→ TASK TO CARRY OUT:
In the listing below, find every line containing "React" and copy it out.

→ ROWS:
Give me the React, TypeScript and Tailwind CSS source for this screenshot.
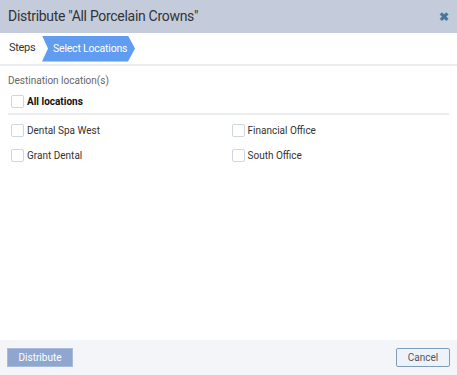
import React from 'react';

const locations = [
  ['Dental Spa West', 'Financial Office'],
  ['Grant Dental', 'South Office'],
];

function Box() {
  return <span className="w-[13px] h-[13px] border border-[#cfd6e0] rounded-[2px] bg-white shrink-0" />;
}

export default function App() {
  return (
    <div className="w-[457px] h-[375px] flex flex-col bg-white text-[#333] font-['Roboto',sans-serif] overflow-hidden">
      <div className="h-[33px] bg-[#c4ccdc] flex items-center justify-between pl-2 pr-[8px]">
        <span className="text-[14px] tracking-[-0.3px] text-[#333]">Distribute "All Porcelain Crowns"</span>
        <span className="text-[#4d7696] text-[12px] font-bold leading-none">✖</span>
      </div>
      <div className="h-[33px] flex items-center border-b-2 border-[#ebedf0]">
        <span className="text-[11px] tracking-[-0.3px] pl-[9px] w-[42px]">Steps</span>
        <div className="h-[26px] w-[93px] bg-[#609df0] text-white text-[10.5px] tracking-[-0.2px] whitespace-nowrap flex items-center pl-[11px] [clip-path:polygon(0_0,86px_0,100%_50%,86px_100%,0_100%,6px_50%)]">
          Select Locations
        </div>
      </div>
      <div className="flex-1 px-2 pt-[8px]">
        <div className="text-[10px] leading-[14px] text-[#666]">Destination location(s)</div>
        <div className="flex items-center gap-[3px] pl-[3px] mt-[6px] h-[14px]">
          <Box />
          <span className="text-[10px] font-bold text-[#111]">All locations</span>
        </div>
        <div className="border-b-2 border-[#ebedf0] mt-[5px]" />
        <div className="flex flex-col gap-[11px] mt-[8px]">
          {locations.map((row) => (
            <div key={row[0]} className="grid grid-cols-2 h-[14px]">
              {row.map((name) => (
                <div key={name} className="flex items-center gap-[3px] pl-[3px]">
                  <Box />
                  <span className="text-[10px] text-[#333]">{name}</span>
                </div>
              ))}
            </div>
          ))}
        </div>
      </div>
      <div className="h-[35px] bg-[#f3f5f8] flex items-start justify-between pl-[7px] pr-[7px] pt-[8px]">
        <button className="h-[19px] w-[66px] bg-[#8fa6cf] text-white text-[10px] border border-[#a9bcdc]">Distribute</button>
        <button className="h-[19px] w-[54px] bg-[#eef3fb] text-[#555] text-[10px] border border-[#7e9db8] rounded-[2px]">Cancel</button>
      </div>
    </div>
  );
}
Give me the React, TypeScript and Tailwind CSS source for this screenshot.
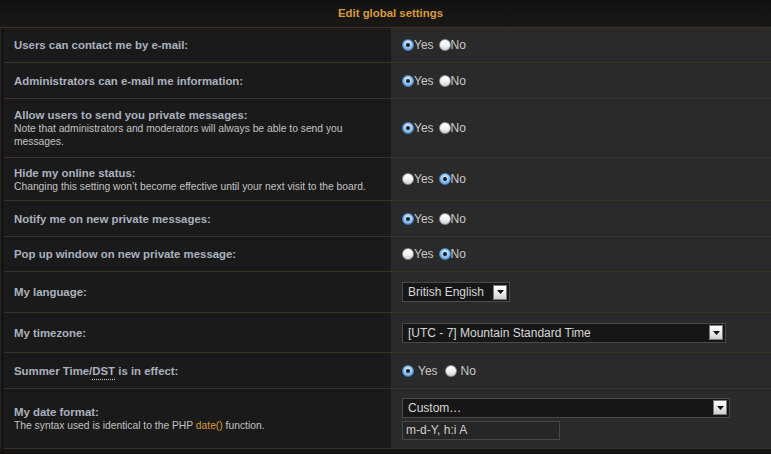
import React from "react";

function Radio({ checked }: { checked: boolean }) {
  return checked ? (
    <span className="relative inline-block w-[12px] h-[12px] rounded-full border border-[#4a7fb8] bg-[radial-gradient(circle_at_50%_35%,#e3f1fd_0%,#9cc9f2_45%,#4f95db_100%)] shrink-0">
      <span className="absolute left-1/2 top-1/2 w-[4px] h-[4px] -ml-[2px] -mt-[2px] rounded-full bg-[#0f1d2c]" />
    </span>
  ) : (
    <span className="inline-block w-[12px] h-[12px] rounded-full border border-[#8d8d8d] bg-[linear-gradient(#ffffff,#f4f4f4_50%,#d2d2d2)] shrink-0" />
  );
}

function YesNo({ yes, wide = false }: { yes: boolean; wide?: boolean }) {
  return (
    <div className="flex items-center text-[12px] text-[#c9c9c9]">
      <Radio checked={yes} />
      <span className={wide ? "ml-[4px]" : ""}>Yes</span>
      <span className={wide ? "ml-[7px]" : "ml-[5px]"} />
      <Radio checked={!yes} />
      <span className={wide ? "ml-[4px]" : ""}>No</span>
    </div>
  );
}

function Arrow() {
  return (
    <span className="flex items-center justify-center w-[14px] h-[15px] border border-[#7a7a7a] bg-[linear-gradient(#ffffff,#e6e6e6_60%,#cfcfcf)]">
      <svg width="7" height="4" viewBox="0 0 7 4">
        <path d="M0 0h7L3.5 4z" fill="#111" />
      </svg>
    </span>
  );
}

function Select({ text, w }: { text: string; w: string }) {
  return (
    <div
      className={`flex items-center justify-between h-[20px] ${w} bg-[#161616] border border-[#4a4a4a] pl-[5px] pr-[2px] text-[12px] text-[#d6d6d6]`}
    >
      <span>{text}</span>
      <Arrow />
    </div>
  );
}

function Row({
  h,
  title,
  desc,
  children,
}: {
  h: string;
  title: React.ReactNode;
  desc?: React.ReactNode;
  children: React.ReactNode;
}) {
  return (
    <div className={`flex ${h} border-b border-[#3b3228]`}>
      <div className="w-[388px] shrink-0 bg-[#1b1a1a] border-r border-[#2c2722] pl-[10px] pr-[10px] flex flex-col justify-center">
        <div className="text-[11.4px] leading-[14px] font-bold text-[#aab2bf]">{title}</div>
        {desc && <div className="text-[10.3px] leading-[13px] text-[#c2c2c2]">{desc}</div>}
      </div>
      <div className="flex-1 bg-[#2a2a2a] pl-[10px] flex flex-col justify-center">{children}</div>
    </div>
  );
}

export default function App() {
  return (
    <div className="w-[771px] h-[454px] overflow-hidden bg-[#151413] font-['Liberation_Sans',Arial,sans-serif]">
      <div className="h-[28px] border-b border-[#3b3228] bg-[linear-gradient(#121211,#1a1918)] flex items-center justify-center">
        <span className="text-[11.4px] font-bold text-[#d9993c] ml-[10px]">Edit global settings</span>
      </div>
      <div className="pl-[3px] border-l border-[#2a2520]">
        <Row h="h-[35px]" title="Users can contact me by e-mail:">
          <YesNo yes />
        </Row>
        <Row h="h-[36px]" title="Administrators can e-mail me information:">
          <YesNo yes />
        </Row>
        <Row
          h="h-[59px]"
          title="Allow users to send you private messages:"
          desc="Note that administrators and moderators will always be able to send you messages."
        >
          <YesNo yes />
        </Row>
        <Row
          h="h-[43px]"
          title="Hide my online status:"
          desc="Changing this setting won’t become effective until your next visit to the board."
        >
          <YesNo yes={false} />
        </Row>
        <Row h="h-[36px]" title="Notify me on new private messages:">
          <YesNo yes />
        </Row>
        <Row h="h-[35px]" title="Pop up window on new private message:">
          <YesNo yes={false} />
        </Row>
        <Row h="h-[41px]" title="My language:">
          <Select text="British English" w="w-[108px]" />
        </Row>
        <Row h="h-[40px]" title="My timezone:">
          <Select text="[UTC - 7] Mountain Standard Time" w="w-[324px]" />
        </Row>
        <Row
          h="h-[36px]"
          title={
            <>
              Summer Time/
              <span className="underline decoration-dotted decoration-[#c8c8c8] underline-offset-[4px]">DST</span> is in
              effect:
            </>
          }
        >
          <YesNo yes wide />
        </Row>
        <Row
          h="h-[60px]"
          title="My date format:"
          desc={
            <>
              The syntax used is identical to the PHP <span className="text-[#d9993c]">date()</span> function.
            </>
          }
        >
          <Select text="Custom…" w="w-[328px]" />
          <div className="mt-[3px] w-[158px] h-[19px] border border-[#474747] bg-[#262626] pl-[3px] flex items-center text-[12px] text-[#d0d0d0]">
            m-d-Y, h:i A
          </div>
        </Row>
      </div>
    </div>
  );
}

→ WRITTEN SOLUTION:
Give me the React, TypeScript and Tailwind CSS source for this screenshot.
import React from 'react';
Give me the React, TypeScript and Tailwind CSS source for this screenshot.
import React from "react";
  title: React.ReactNode;
  desc?: React.ReactNode;
  children: React.ReactNode;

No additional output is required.